Every month, the Goddard Institute for Space Studies publishes an update on global surface temperatures. It includes maps showing how temperatures throughout the globe have varied from the long-term mean over the course of a month or multiple months; and graphs depicting the evolution of the globe’s mean surface temperature over time.
Yesterday, the image to the left, reproduced from the NASA GISS graphs page, caught my attention. Each panel represents 30 years of climate information, with the rows (running horizontally) representing months, and the columns (running vertically) showing years.
So each colored square depicts how the Earth’s mean surface temperature departed from the long-term mean during a specific month in a particular year. The warmer the color, the warmer the temperature. (See the scale at the bottom for specifics.) The graphic also shows minima and maxima in the Sun’s activity cycle (“m” and “M” respectively), as well as El Niño and La Niña episodes (“E” and “L” respectively, with upper case or lower case indicating strength).
I found the three panels quite compelling, but I also realized that if I stitched them together in one continuous, horizontal graphic, the climatic warming trend would be clearer to see — and that the resulting image would also be quite beautiful, if unsettling.

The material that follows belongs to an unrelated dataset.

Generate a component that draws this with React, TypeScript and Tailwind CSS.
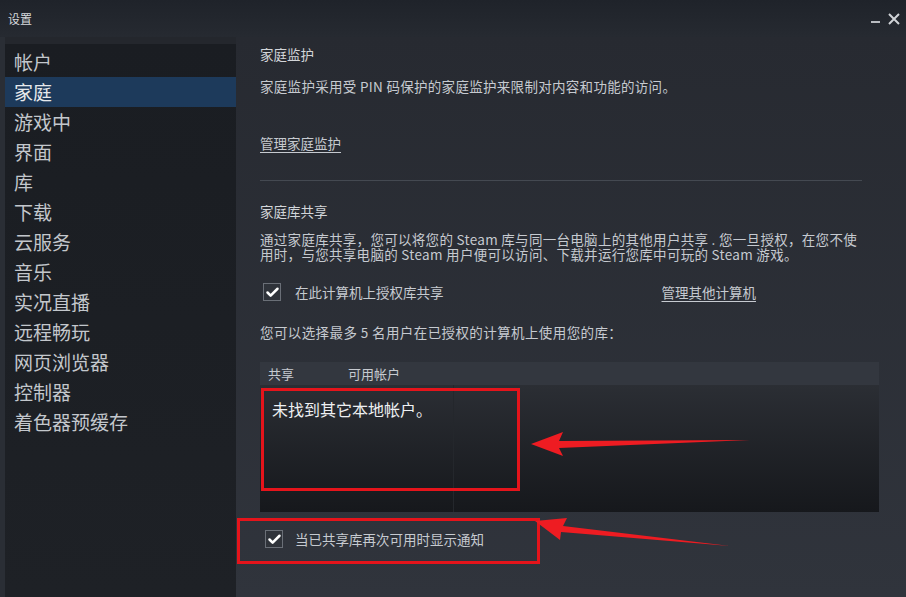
import { Check } from 'lucide-react';

const font = { fontFamily: '"Noto Sans CJK SC", "Noto Sans", sans-serif' };

const navItems = [
  '帐户',
  '家庭',
  '游戏中',
  '界面',
  '库',
  '下载',
  '云服务',
  '音乐',
  '实况直播',
  '远程畅玩',
  '网页浏览器',
  '控制器',
  '着色器预缓存',
];

function CheckBox() {
  return (
    <span className="flex h-[18px] w-[18px] shrink-0 items-center justify-center border border-[#6a6f77] bg-[#2f333a]">
      <Check className="h-[15px] w-[15px] text-white" strokeWidth={4} />
    </span>
  );
}

export default function App() {
  return (
    <div
      className="relative flex h-[597px] w-full flex-col overflow-hidden bg-[#2a2e35] text-[#c6cad0]"
      style={font}
    >
      {/* title bar */}
      <div className="flex h-[37px] items-center justify-between bg-gradient-to-b from-[#1f232a] to-[#262a31] pl-2 pr-[6px]">
        <span className="text-[12px] text-[#d6d9dd]">设置</span>
        <div className="flex items-center gap-[8px] text-[#c9ccd1]">
          <span className="mt-[6px] h-[2px] w-[9px] bg-[#b9bcc1]" />
          <svg width="12" height="12" viewBox="0 0 12 12">
            <path d="M1 1L11 11M11 1L1 11" stroke="#d0d3d7" strokeWidth="2" />
          </svg>
        </div>
      </div>

      <div className="flex flex-1">
        {/* sidebar */}
        <nav className="ml-[5px] flex w-[231px] flex-col border-t-[7px] border-[#24272d] bg-gradient-to-b from-[#1a1d22] to-[#1e2126] pt-[3px]">
          {navItems.map((item) => (
            <div
              key={item}
              className={
                'flex h-[30px] items-center pl-[9px] text-[19px] ' +
                (item === '家庭' ? 'bg-[#1d3a5b] text-[#e6e9ec]' : 'text-[#c3c7cc]')
              }
            >
              {item}
            </div>
          ))}
        </nav>

        {/* content */}
        <main className="flex flex-1 flex-col bg-gradient-to-b from-[#272a31] to-[#30343c] pl-[24px] pr-[27px] text-[13.5px] leading-[18px]">
          <p className="mt-[8px] text-[#d2d5d9]">家庭监护</p>
          <p className="mt-[14px] tracking-[0.3px]">
            家庭监护采用受 PIN 码保护的家庭监护来限制对内容和功能的访问。
          </p>
          <p className="mt-[39px]">
            <span className="underline underline-offset-[3px]">管理家庭监护</span>
          </p>
          <div className="mt-[28px] mr-[17px] h-px bg-[#444951]" />

          <p className="mt-[21px] text-[#d2d5d9]">家庭库共享</p>
          <div className="mt-[12px] flex flex-col tracking-[0.3px]">
            <span className="h-[15px] leading-[15px]">
              通过家庭库共享，您可以将您的 Steam 库与同一台电脑上的其他用户共享 . 您一旦授权，在您不使
            </span>
            <span className="h-[15px] leading-[15px]">
              用时，与您共享电脑的 Steam 用户便可以访问、下载并运行您库中可玩的 Steam 游戏。
            </span>
          </div>

          <div className="mt-[21px] flex h-[18px] items-center">
            <span className="ml-[3px]">
              <CheckBox />
            </span>
            <span className="ml-[14px]">在此计算机上授权库共享</span>
            <span className="ml-[218px] underline underline-offset-[3px]">管理其他计算机</span>
          </div>

          <p className="mt-[22px] tracking-[0.4px]">您可以选择最多 5 名用户在已授权的计算机上使用您的库：</p>

          {/* table */}
          <div className="mt-[21px] flex flex-col">
            <div className="flex h-[23px] items-center bg-[#33373f] text-[13px]">
              <span className="w-[88px] pl-[8px]">共享</span>
              <span>可用帐户</span>
            </div>
            <div className="flex h-[127px] bg-gradient-to-b from-[#2b2e34] to-[#16181c]">
              <div className="w-[194px] border-r border-[#24272c] pl-[12px] pt-[15px] text-[16px] text-[#eef0f2]">
                未找到其它本地帐户。
              </div>
              <div className="flex-1" />
            </div>
          </div>

          <div className="mt-[18px] flex h-[18px] items-center">
            <span className="ml-[5px]">
              <CheckBox />
            </span>
            <span className="ml-[12px]">当已共享库再次可用时显示通知</span>
          </div>
        </main>
      </div>

      {/* annotation overlay */}
      <div className="pointer-events-none absolute left-[261px] top-[388px] h-[103px] w-[259px] border-[3px] border-[#e5141b]" />
      <div className="pointer-events-none absolute left-[237px] top-[518px] h-[46px] w-[303px] border-[3px] border-[#e5141b]" />
      <svg className="pointer-events-none absolute inset-0" width="906" height="597" viewBox="0 0 906 597">
        <polygon points="531,444 563,432 559,441 750,440 559,448 563,456" fill="#ee1c22" />
        <polygon points="535,521 567,518 563,526 730,546 561,532 560,540" fill="#ee1c22" />
      </svg>
    </div>
  );
}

The result was the long, horizontal image that follows.
Many thanks to the people who participated in my little contest. As the comments section indicates, three people answered the question correctly.
Oh, and one last thing: the little gray squares at lower right in the 2010 column represent the months of November and December. The January through October period has already been the warmest such period on record, according to GISS. Check back here for the final verdict on 2010, which will probably be out in early January of 2011.
Here’s the original post from yesterday, along with the graphic I created using the three panels of climate data:
No, this is not a long-lost Piet Mondrian canvas.
A hint: I’ve taken three charts of climate data and stitched them together to form a single panel. I haven’t done it simply to create a puzzle. I think this way of depicting the data shows a climate trend more clearly than the original three charts viewed separately.
But where did the originals come from? What do each of those little colored rectangles represent? And what specific trend is depicted here? If you think you know, share your answer in the comments section below. I don’t have any prizes to give away. But if you get it right, I’ll share your accomplishment with CEJournal readers, along with additional details.
One last thing: I don’t mean to make light of what this graphic depicts. But when I viewed the original images this morning, I was struck by the beautiful way they depicted scientific — and unsettling — information.